Kementerian Kesehatan Palestina mengatakan lebih dari 250 orang telah tewas dalam serangan Israel di Gaza dalam 36 jam terakhir. Sekitar 150 orang yang terluka telah dipindahkan ke Rumah Sakit Indonesia dan Rumah Sakit al-Awda.
“Rezim Zionis sengaja menargetkan fasilitas medis,” kata Munir al-Bursh, direktur jenderal Kementerian Kesehatan Gaza.
Pembantaian di Gaza utara terjadi setelah serangkaian serangan dahsyat Israel di sekitar Rumah Sakit Eropa di Khan Yunis, Gaza selatan, Selasa malam.
Harian Israel Yedioth Ahronoth melaporkan bahwa sedikitnya 40 bom penghancur bunker digunakan dalam serangan itu untuk menghancurkan kompleks bawah tanah milik perlawanan Palestina.
Israel melancarkan kampanye genosida di Gaza pada 7 Oktober 2023. Sejauh ini, Israel telah menewaskan lebih dari 53.000 warga Palestina di sana.
Pada bulan Januari, rezim Israel dipaksa menyetujui kesepakatan gencatan senjata dengan Hamas karena rezim tersebut gagal mencapai salah satu tujuannya, termasuk “penghapusan” gerakan perlawanan Palestina atau pembebasan tawanan.
Tahap gencatan senjata selama 42 hari, yang dirusak oleh pelanggaran berulang kali oleh Israel, berakhir pada tanggal 1 Maret, tetapi Israel menahan diri untuk tidak ikut campur dalam pembicaraan untuk tahap kedua perjanjian tersebut.
Pada tanggal 18 Maret, rezim tersebut melanjutkan serangan di Gaza, melanggar gencatan senjata yang telah berlangsung hampir dua bulan dan perjanjian pertukaran tahanan-tawanan.

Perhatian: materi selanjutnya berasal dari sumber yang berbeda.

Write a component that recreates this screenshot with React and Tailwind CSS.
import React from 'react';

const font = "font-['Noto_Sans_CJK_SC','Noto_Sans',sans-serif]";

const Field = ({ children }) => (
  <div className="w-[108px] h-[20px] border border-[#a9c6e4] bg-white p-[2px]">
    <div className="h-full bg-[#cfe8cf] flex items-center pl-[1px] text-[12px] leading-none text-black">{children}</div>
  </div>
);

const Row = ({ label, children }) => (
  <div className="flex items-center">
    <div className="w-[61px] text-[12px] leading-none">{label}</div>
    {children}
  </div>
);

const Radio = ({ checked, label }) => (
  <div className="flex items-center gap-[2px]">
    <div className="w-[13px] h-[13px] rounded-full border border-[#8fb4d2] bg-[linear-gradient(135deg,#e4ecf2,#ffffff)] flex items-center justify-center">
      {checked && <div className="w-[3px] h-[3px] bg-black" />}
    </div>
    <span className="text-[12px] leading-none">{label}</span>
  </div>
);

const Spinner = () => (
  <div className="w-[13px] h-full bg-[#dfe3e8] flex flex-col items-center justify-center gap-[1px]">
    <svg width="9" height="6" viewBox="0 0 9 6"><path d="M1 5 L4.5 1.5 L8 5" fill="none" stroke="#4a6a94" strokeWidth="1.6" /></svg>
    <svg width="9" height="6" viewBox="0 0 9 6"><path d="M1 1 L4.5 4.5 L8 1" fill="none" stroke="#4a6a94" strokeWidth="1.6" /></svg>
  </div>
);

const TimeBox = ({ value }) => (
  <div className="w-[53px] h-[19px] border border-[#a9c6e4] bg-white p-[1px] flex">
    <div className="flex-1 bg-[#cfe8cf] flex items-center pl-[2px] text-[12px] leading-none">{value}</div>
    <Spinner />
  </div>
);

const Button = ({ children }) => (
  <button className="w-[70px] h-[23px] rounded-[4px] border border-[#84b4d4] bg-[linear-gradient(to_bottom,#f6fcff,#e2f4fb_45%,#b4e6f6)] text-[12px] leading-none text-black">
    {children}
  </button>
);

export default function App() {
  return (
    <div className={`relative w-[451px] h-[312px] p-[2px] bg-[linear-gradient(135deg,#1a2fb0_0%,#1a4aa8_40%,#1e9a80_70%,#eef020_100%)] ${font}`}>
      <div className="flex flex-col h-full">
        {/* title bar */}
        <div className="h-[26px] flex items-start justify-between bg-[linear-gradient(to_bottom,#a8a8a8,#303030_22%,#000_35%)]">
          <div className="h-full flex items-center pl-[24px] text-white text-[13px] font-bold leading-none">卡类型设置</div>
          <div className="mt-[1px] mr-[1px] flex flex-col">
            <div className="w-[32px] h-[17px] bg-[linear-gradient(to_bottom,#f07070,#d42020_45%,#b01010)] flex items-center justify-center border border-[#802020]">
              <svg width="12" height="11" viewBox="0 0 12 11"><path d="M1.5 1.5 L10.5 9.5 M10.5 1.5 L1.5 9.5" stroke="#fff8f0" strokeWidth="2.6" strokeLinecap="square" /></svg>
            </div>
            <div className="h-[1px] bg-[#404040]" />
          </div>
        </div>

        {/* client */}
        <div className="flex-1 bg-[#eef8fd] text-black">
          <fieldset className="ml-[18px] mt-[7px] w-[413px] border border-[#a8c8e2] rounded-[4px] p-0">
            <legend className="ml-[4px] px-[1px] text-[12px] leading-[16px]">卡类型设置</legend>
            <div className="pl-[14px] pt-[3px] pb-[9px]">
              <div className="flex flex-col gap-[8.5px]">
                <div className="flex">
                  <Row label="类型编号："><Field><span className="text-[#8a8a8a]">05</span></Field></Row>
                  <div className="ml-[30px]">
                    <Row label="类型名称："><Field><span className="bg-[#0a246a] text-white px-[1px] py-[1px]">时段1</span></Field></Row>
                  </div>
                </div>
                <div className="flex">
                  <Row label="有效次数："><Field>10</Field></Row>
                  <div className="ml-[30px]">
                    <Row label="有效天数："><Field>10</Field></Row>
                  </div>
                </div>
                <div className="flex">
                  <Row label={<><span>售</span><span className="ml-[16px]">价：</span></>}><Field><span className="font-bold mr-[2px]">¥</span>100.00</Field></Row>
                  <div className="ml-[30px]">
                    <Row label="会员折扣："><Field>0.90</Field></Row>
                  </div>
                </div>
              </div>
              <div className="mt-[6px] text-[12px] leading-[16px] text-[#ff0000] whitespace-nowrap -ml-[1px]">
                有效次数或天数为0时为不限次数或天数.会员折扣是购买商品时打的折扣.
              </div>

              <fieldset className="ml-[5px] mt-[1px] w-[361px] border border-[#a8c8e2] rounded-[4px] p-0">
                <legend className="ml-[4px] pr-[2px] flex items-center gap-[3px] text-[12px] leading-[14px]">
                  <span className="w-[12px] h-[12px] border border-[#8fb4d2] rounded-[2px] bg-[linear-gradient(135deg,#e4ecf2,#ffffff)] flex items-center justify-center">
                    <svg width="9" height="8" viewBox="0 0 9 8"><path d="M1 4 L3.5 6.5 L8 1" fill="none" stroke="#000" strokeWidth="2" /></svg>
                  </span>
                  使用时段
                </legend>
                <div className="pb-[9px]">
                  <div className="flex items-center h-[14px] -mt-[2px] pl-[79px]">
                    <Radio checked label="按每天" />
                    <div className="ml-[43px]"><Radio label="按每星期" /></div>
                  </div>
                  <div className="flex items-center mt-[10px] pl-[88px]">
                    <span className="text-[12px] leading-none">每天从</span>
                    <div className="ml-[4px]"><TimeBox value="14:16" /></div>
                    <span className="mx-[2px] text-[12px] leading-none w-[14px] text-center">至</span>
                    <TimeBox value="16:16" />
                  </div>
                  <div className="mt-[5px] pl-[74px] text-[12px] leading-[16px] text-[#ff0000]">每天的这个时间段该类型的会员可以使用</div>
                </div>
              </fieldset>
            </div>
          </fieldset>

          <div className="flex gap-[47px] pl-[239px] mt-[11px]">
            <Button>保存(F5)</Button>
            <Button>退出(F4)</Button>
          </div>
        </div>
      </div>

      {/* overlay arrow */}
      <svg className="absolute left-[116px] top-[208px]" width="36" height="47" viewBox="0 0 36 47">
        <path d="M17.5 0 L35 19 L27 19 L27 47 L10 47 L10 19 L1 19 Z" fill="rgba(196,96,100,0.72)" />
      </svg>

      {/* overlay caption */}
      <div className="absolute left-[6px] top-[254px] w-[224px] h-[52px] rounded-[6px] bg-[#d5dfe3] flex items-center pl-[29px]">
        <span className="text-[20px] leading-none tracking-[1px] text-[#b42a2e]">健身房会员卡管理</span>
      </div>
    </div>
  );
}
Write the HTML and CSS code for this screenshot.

Kelompok utama Israel yang mewakili keluarga tawanan yang masih ditahan di Gaza telah mengecam perdana menteri Benjamin Netanyahu karena kehilangan “kesempatan bersejarah” untuk membebaskan mereka, saat Presiden AS Donald Trump mengakhiri kunjungannya ke Asia Barat.
Keluarga tawanan “bangun pagi ini dengan berat hati dan kekhawatiran besar mengingat laporan tentang peningkatan serangan di Gaza dan segera berakhirnya kunjungan Presiden Trump ke wilayah tersebut,” kata apa yang disebut “Forum Sandera dan Keluarga Hilang” dalam sebuah pernyataan pada hari Jumat.
“Kehilangan kesempatan bersejarah ini akan menjadi kegagalan besar yang akan dikenang selamanya,” tambah kelompok itu.